The House has passed a series of measures designed to shore up the Public Employees Retirement System.
The system is still recovering from the economic downturn of 2008.
One bill reduces the “multiplier” for employees hired after December 31 from 2 to 1.75. Another bill ends the health credit, instead keeping that money in the main retirement plan. A third increases the employee and employer contributions to the retirement plan by 1 percent per year. But the House Appropriations Committee added a study to that measure, to look at changing from a “defined benefit” to a “defined contribution plan.”

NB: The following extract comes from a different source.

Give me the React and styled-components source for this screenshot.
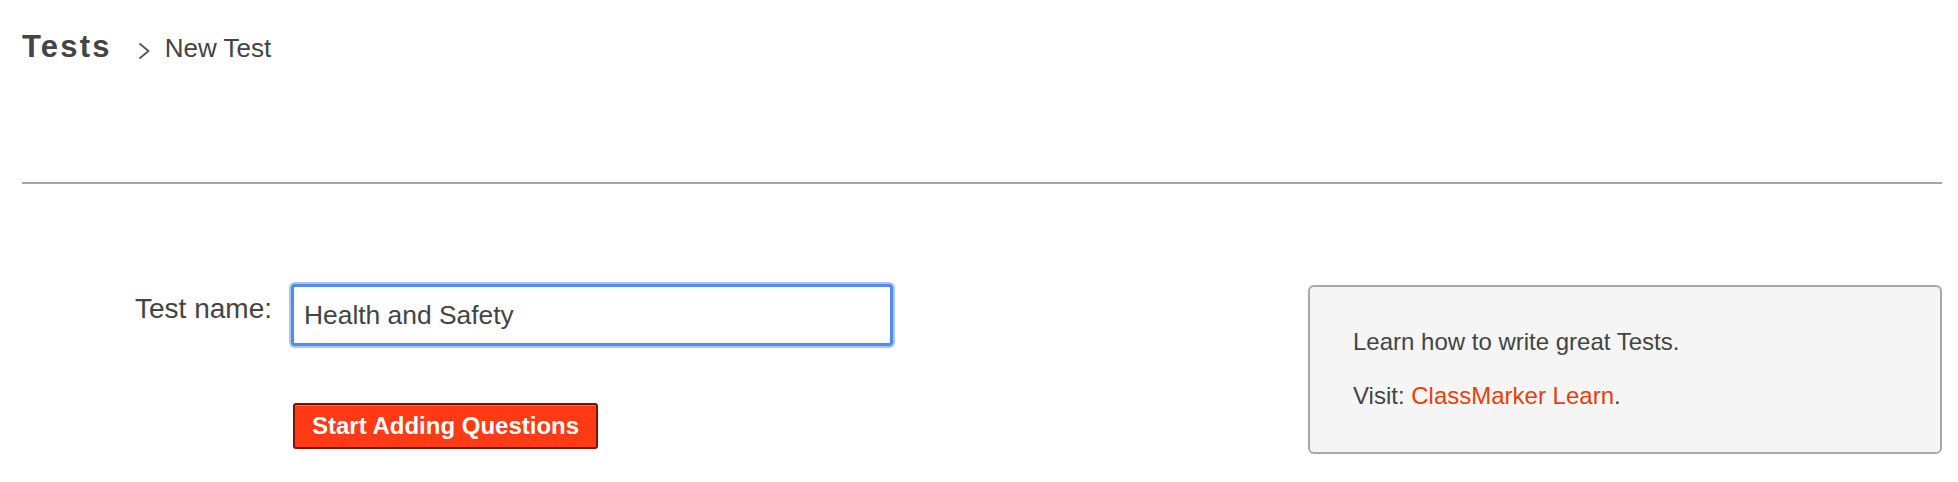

Rep. Pamela Anderson (D-Fargo) argued against the study. Anderson said the issue has been studied a lot in the past.
"What will another study do?" Anderson said. "It will do nothing but unnecessarily spend money and further delay a solution to the PERS funding crisis."
Anderson said previous Legislatures had the chance to fix the problem, but "kicked the can down the road."
House Appropriations Committee Chairman Jeff Delzer (R-Underwood) argued the study is necessary.
"At some point, if we ever want to get away from the unfunded liability, we will have to go to defined contribution," Delzer said. "The study will be about figuring out how to do it."
Delzer said the study would also look at switching the University System from the current PERS plan to the TIAA-CREF plan, which is a defined contribution plan.
The amendment with the study passed 69 to 22 – and the amended bill was approved 76 to 15.
The measure will go back to the Senate to see if it agrees with the changes.